LaTeX (yes, written exactly like this) is a system that allows you to write documents without worrying about the style of the presentation.

You can say that it is like you are coding a text instead of using Microsoft Word or Google Drive.

Because all the formatting definitions are defined in a single place (the main document), you just need to write plain text and LaTeX will worry about how to render it the correct way. This is highly used by scientific magazines, universities’ thesis. book publishers and many more people. For instance, universities and scientific journals usually have a template that you can download and the document will be immediately in the formatting it should be. This also includes the formatting of bibliography that can be quite painful (trust me).

Also, LaTeX has this coding-like style that allows you to use git for document versioning which makes your life so much easier. And I swear it makes your documents look so much prettier than with any other tool.

I have used LaTeX before (waaaaaaaaaaaay back) and it was painful. At the time there were little materials and tutorials and I couldn’t understand the errors. Years later, when I was doing my master thesis it saved my life because having the correct bibliography and style could hurt my final grade.

Since I started playing with it again these days I decided to create this introduction to LaTeX 🤓

A gif with Elmo the frog muppet typing on a typewriter

Installation

You can install it in any OS by downloading it here: https://www.latex-project.org/get/

Some basic concepts

In LaTeX, you have commands that start with a \ symbol. You can have a one time only command, such as the one to make a text be in italic:

\emph{Text in italic}

You also have commands that have a start and an end, and they can be applied on anything between the open and closing definition. One example is the command for making a text to be centralized:

\begin{center}
Text in center
\end{center}

Some commands also allow you to add a configuration to it. That is usually done by inserting a [] between the command itself and the details inside {}. For instance, the following command makes the document of type memoir but configures the fontsize of the document to 12:

\documentclass[12pt]{memoir}

You can also avoid lines to be processed by commenting them using the % symbol:

This line will be processed
% This won't

And if you ever need a character that has a purpose on LaTeX you can escape the symbel by using the \ symbol just before the symbol.
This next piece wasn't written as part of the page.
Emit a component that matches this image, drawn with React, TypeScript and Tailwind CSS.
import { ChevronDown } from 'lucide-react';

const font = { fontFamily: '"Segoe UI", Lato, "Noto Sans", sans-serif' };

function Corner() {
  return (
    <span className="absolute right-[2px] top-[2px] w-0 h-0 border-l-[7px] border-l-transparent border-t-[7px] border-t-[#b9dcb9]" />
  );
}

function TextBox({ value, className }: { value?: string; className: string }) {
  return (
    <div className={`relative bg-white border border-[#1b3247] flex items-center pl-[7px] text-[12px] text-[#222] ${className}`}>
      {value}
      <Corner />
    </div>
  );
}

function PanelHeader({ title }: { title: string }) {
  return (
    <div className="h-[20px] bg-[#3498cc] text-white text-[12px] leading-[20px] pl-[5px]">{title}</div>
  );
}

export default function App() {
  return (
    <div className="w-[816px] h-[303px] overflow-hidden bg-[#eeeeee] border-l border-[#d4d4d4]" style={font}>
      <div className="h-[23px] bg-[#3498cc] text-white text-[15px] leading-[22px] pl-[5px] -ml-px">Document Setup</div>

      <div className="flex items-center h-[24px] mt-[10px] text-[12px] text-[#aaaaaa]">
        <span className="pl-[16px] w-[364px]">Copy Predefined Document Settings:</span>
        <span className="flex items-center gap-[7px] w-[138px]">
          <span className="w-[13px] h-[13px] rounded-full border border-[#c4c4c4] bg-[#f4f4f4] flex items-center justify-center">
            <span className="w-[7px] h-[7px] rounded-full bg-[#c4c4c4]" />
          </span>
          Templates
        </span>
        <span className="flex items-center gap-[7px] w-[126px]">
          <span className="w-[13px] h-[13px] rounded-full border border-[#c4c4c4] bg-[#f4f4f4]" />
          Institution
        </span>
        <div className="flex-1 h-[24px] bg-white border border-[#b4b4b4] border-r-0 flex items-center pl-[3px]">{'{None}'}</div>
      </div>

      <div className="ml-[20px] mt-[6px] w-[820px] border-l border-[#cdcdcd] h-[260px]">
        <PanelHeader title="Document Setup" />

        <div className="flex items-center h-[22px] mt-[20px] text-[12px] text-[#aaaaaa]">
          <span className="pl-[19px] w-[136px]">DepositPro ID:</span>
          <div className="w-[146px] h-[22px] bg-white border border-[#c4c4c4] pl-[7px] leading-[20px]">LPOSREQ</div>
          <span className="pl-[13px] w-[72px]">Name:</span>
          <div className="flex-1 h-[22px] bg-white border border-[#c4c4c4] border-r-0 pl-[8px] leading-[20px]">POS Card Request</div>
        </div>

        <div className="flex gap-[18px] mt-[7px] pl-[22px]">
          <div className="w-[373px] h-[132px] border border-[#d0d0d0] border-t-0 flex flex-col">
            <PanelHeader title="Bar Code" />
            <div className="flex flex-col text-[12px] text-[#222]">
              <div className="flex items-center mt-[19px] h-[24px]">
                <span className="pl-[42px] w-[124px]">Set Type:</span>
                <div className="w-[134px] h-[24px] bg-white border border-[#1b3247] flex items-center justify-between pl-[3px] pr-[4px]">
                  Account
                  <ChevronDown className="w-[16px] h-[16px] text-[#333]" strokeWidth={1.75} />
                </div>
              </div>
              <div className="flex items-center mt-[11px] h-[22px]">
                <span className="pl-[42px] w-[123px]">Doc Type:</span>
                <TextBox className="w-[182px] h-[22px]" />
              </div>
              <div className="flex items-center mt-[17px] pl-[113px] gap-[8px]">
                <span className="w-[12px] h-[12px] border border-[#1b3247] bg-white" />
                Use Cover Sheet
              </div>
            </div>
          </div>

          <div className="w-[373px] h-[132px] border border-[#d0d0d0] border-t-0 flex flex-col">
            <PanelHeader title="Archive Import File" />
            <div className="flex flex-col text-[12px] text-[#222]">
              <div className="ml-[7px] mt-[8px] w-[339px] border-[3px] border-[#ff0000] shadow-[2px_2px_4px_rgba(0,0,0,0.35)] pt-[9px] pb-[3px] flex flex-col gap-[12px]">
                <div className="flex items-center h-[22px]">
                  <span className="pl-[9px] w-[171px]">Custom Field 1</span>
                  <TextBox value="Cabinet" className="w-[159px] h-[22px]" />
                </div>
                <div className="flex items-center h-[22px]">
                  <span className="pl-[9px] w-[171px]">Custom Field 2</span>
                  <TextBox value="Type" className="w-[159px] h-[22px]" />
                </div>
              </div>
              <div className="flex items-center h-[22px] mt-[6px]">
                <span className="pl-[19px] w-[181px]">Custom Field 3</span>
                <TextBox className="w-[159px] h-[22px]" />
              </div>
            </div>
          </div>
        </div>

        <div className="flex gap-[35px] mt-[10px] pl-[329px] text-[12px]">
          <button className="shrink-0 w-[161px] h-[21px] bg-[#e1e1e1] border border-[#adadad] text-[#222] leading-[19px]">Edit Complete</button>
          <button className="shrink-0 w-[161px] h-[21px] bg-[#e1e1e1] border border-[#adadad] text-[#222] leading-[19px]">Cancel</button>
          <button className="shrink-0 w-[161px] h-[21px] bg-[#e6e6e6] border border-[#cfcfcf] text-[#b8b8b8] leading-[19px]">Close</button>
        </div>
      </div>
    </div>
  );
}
This line will be procesed
% This won't
All this \% line will!

Minimum working program

We can create a small file mydoc.tex. The file begins with a declaration of the type of document we are choosing to render. In this case, I chose a memoir. I also added some extra configuration of title and author. The document itself (what will actually be rendered) only starts after the tag \begin{document} .

% mydoc.tex

% These are the configuration
\documentclass[12pt,openany]{memoir}
\title{My LaTeX book}
\author{Leticia Portella}

% This is what will actually be rendered
\begin{document}
\maketitle

Lorem ipsum dolor sit amet, consectetur adipiscing elit, sed do eiusmod tempor incididunt ut labore et dolore magna aliqua. Ut enim ad minim veniam, quis nostrud exercitation ullamco laboris nisi ut aliquip ex ea commodo consequat. Duis aute irure dolor in reprehenderit in voluptate velit esse cillum dolore eu fugiat nulla pariatur. Excepteur sint occaecat cupidatat non proident, sunt in culpa qui officia deserunt mollit anim id est laborum."

\end{document}

If you now run the following command, you will get a PDF that is the result of this file:

pdflatex mydox.tex

And you already have something that looks so pretty…
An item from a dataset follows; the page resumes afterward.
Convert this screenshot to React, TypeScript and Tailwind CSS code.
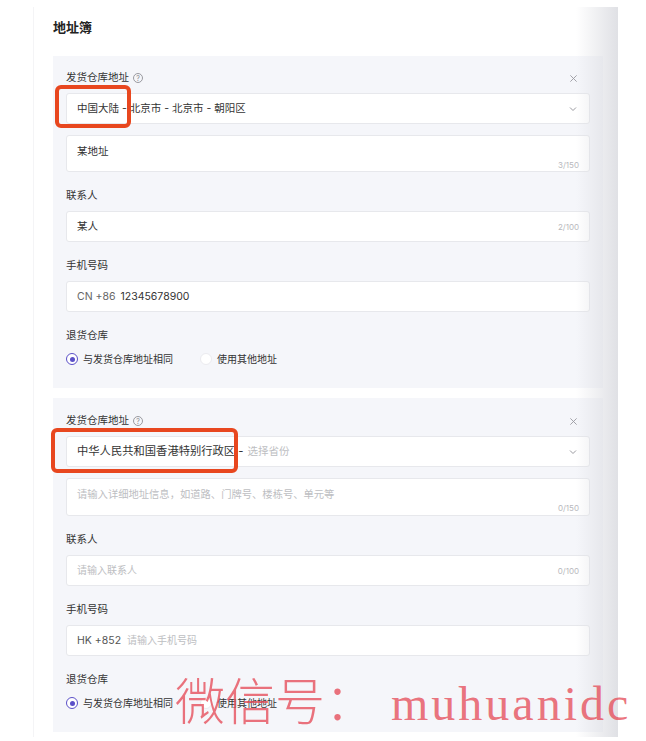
import React from 'react';

const SANS = "font-['Inter','Noto_Sans_CJK_SC',sans-serif]";

const Label: React.FC<{ text: string; help?: boolean; close?: boolean; first?: boolean }> = ({ text, help, close, first }) => (
  <div className={['flex items-center h-4 mb-[7px] text-[10.5px] text-[#333]', first ? '' : 'mt-[16px]'].join(' ')}>
    <span>{text}</span>
    {help ? (
      <span className="ml-[4px] inline-flex items-center justify-center w-[10px] h-[10px] rounded-full border border-[#9a9aa0] text-[7px] leading-none text-[#8a8a90]">
        ?
      </span>
    ) : null}
    {close ? (
      <svg className="ml-auto mr-[12px]" width="9" height="9" viewBox="0 0 10 10" aria-hidden>
        <path d="M1.5 1.5l7 7M8.5 1.5l-7 7" stroke="#9a9aa0" strokeWidth="1" fill="none" />
      </svg>
    ) : null}
  </div>
);

const Box: React.FC<{ children?: React.ReactNode; className?: string }> = ({ children, className }) => (
  <div
    className={[
      'relative h-[31px] rounded-[3px] border border-[#e7e8ec] bg-white flex items-center px-[10px] text-[10.5px] text-[#333]',
      className ?? '',
    ].join(' ')}
  >
    {children}
  </div>
);

const Chevron = () => (
  <svg className="ml-auto mr-[2px]" width="8" height="6" viewBox="0 0 8 6" aria-hidden>
    <path d="M1 1.5l3 3 3-3" stroke="#9a9aa0" strokeWidth="1" fill="none" />
  </svg>
);

const Counter: React.FC<{ text: string }> = ({ text }) => (
  <span className="ml-auto text-[8px] text-[#b8b9bd]">{text}</span>
);

const Radios = () => (
  <div className="mt-[6px] flex items-center h-4 text-[10px] text-[#333]">
    <span className="flex items-center justify-center w-[12px] h-[12px] rounded-full border-[1.5px] border-[#5b50c8] bg-white">
      <span className="w-[5px] h-[5px] rounded-full bg-[#5b50c8]" />
    </span>
    <span className="ml-[5px]">与发货仓库地址相同</span>
    <span className="ml-[27px] w-[12px] h-[12px] rounded-full border border-[#ebebef] bg-white" />
    <span className="ml-[5px]">使用其他地址</span>
  </div>
);

const Highlight: React.FC<{ className: string }> = ({ className }) => (
  <div className={['absolute border-[4px] border-[#e8471f] rounded-[6px] pointer-events-none', className].join(' ')} />
);

export default function App() {
  return (
    <div className={`relative w-[646px] h-[741px] overflow-hidden bg-white ${SANS}`}>
      <div className="relative mt-[7px] ml-[33px] w-[585px] h-[730px] border-l border-[#f4f4f6] pt-[10px] pl-[19px] pr-[15px]">
        <div className="h-5 text-[13px] font-bold text-[#222] leading-5">地址簿</div>

        {/* card 1 */}
        <div className="mt-[19px] bg-[#f5f6fa] px-[13px] pt-[14px] pb-[21px]">
          <Label text="发货仓库地址" help close first />
          <Box>
            <span>中国大陆 - 北京市 - 北京市 - 朝阳区</span>
            <Chevron />
            <Highlight className="-left-[12px] -top-[9px] w-[76px] h-[43px]" />
          </Box>
          <div className="mt-[11px] h-[37px] rounded-[3px] border border-[#e7e8ec] bg-white px-[10px] pt-[8px] flex flex-col text-[10.5px] text-[#333]">
            <span className="leading-4">某地址</span>
            <span className="self-end text-[8px] text-[#b8b9bd] leading-3 -mt-[1px]">3/150</span>
          </div>
          <Label text="联系人" />
          <Box>
            <span>某人</span>
            <Counter text="2/100" />
          </Box>
          <Label text="手机号码" />
          <Box>
            <span className="text-[#666]">CN +86</span>
            <span className="ml-[5px]">12345678900</span>
          </Box>
          <Label text="退货仓库" />
          <Radios />
        </div>

        {/* card 2 */}
        <div className="mt-[10px] bg-[#f5f6fa] px-[13px] pt-[15px] pb-[21px]">
          <Label text="发货仓库地址" help close first />
          <Box>
            <span className="text-[11.3px]">中华人民共和国香港特别行政区 - </span>
            <span className="ml-[4px] text-[#bdbec2]">选择省份</span>
            <Chevron />
            <Highlight className="-left-[16px] -top-[9px] w-[187px] h-[45px]" />
          </Box>
          <div className="mt-[11px] h-[38px] rounded-[3px] border border-[#e7e8ec] bg-white px-[10px] pt-[7px] flex flex-col text-[10.3px] text-[#bdbec2]">
            <span className="leading-4">请输入详细地址信息，如道路、门牌号、楼栋号、单元等</span>
            <span className="self-end text-[8px] text-[#b8b9bd] leading-3">0/150</span>
          </div>
          <Label text="联系人" />
          <Box>
            <span className="text-[#bdbec2] text-[10px]">请输入联系人</span>
            <Counter text="0/100" />
          </Box>
          <Label text="手机号码" />
          <Box>
            <span className="text-[#555]">HK +852</span>
            <span className="ml-[6px] text-[#bdbec2] text-[10px]">请输入手机号码</span>
          </Box>
          <Label text="退货仓库" />
          <Radios />
        </div>

        <div className="absolute right-0 top-0 bottom-0 w-[42px] bg-linear-to-r from-white/0 to-[#dcdde2]/90 pointer-events-none" />
      </div>

      <div className="absolute left-[175px] top-[668px] flex items-baseline text-[#e6505c]/80 pointer-events-none whitespace-nowrap">
        <span className="text-[50px] leading-[60px] font-light font-['Noto_Sans_CJK_SC',serif]">微信号：</span>
        <span className="ml-[16px] text-[48px] leading-[60px] tracking-[3px] font-['Liberation_Serif',serif]">muhuanidc</span>
      </div>
    </div>
  );
}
A screenshot of a text being rendered by latex with the title My Latex Book, the author name, Leticia Portella and the date September 16, 2020

You will see that along with the PDF file, LaTeX created two additional files *.aux and *.log. These are auxiliary files and they can be deleted afterwards with no problem.

This is my basic .gitignore for avoiding commiting auxiliary files (and the pdf):

*.pdf
*.gz
*.log
*.aux
*.blg
*.bbl
*.swp
*-blx.bib

Organizing the document

It is usually very bad to throw everything in a single document, so I usually I make one .tex the default base document while creating other .tex files for the text itself.
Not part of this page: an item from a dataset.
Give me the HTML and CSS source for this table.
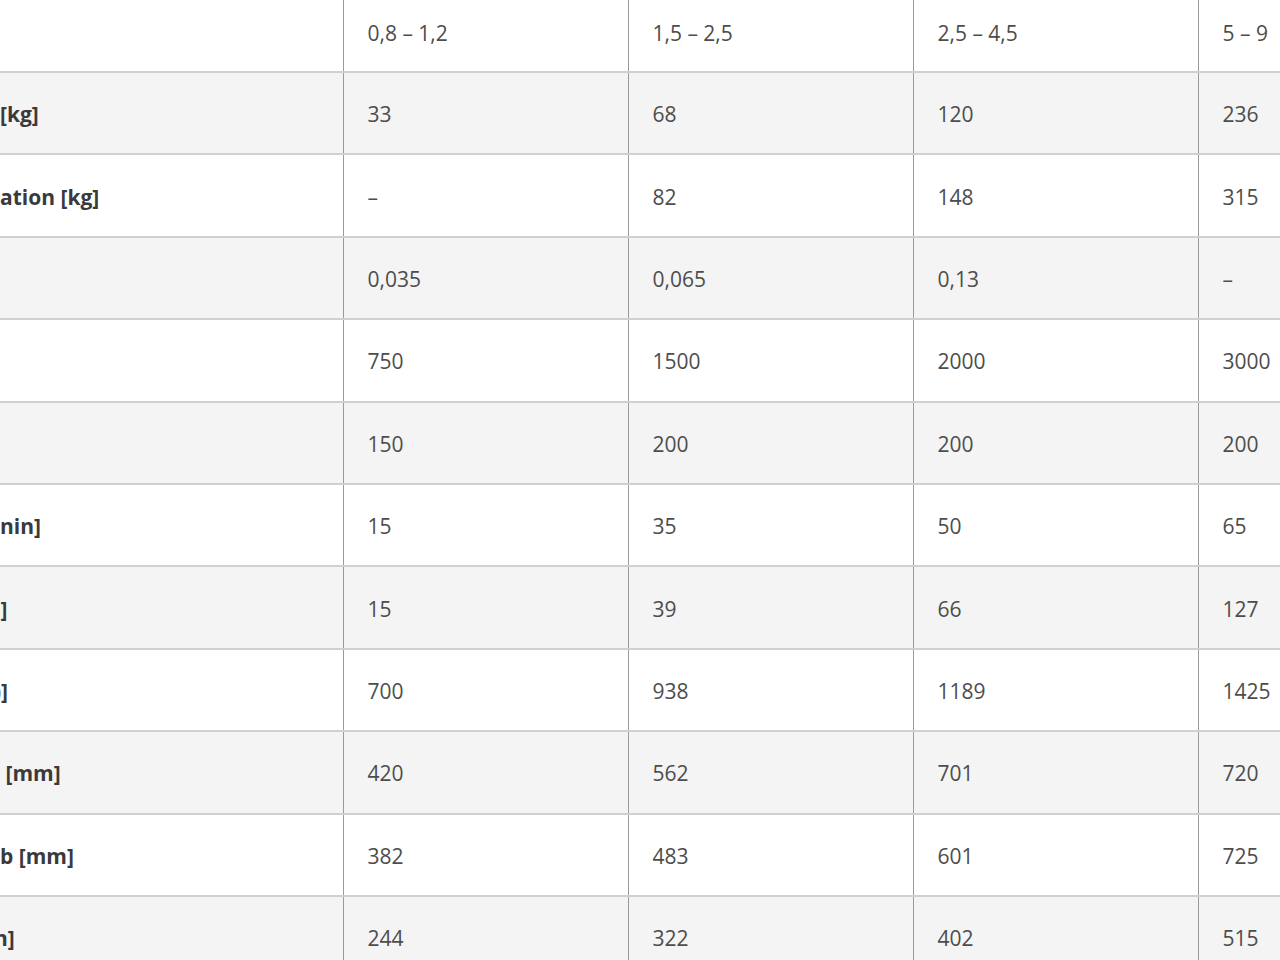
FILE: index.html
```html
<!DOCTYPE html>
<html lang="de">
<head>
<meta charset="utf-8">
<title>Technische Daten</title>
<link rel="stylesheet" href="styles.css">
</head>
<body>
<div class="viewport">
<table class="specs">
  <colgroup>
    <col class="c-label">
    <col class="c-val">
    <col class="c-val">
    <col class="c-val">
    <col class="c-val">
  </colgroup>
  <tr class="head">
    <th class="label"></th>
    <td>0,8 – 1,2</td>
    <td>1,5 – 2,5</td>
    <td>2,5 – 4,5</td>
    <td>5 – 9</td>
  </tr>
  <tr class="alt">
    <th class="label">[kg]</th>
    <td>33</td><td>68</td><td>120</td><td>236</td>
  </tr>
  <tr>
    <th class="label">ation [kg]</th>
    <td>–</td><td>82</td><td>148</td><td>315</td>
  </tr>
  <tr class="alt">
    <th class="label"></th>
    <td>0,035</td><td>0,065</td><td>0,13</td><td>–</td>
  </tr>
  <tr>
    <th class="label"></th>
    <td>750</td><td>1500</td><td>2000</td><td>3000</td>
  </tr>
  <tr class="alt">
    <th class="label cut">]</th>
    <td>150</td><td>200</td><td>200</td><td>200</td>
  </tr>
  <tr>
    <th class="label">nin]</th>
    <td>15</td><td>35</td><td>50</td><td>65</td>
  </tr>
  <tr class="alt">
    <th class="label cut">l]</th>
    <td>15</td><td>39</td><td>66</td><td>127</td>
  </tr>
  <tr>
    <th class="label cut">)]</th>
    <td>700</td><td>938</td><td>1189</td><td>1425</td>
  </tr>
  <tr class="alt">
    <th class="label">&nbsp;[mm]</th>
    <td>420</td><td>562</td><td>701</td><td>720</td>
  </tr>
  <tr>
    <th class="label">b [mm]</th>
    <td>382</td><td>483</td><td>601</td><td>725</td>
  </tr>
  <tr class="alt">
    <th class="label cut">n]</th>
    <td>244</td><td>322</td><td>402</td><td>515</td>
  </tr>
</table>
</div>
</body>
</html>
```

FILE: styles.css
```css
html, body {
  margin: 0;
  padding: 0;
  background: #ffffff;
  overflow: hidden;
}

.viewport {
  width: 1280px;
  height: 960px;
  overflow: hidden;
}

.specs {
  border-collapse: collapse;
  table-layout: fixed;
  width: 1483px;
  font-family: "Open Sans", "Noto Sans", sans-serif;
  font-size: 21px;
  color: #4d4d4d;
}

.c-label {
  width: 343px;
}

.c-val {
  width: 285px;
}

.specs tr {
  height: 82.4px;
}

.specs tr.head {
  height: 72px;
}

.specs tr.alt {
  background: #f4f4f4;
}

.specs th,
.specs td {
  box-sizing: border-box;
  border-bottom: 2px solid #d0d0d0;
  padding: 2px 0 0 24px;
  text-align: left;
  vertical-align: middle;
  white-space: nowrap;
  overflow: hidden;
}

.specs td {
  border-left: 1px solid #9a9a9a;
}

.specs tr.head td,
.specs tr.head th {
  padding-top: 0;
  padding-bottom: 6px;
}

.specs th.label {
  padding-left: 0;
  font-weight: 700;
  color: #3a3a3a;
}

.specs th.cut {
  text-indent: -6px;
}
```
For instance, we can create a new chapter1.tex that has only some text:

% chapter1.tex
Lorem ipsum dolor sit amet, consectetur adipiscing elit, sed do eiusmod tempor incididunt ut labore et dolore magna aliqua. Ut enim ad minim veniam, quis nostrud exercitation ullamco laboris nisi ut aliquip ex ea commodo consequat. Duis aute irure dolor in reprehenderit in voluptate velit esse cillum dolore eu fugiat nulla pariatur. Excepteur sint occaecat cupidatat non proident, sunt in culpa qui officia deserunt mollit anim id est laborum."

And then add this file to my original document:

% mydoc.tex

% CONFIGURATION SECTION
\documentclass[12pt,openany]{memoir}
\title{My LaTeX book}
\author{Leticia Portella}

% DOCUMENT SECTION
\begin{document}
\maketitle

\include{chapter1}

\end{document}

Because of that, you can worry about each chapter individually or organize it as you prefer! No more thousands of lines in a single file!

Divisions!

LaTeX allow 7 types of division (in hierarchical order):

\part{My part} is the main division. It usually takes a whole page.

\chapter{My chapter} will start a new page and a chapter within the previous defined part (if any)

\section{My section} a section within the previous defined chapter (if any)

\subsection{My subsection}

\subsubsection{My subsubsection}

\paragraph{My paragraph}

\subparagraph{subparagraph}

You can then add a table of contents inside your document by adding the following command:

% add to DOCUMENT section of mydoc.tex
\tableofcontents

And you can then define which are the most nested division that you want your table of content to have. -1 is for Part, 0 is for chapters, 1 is for sections and so on.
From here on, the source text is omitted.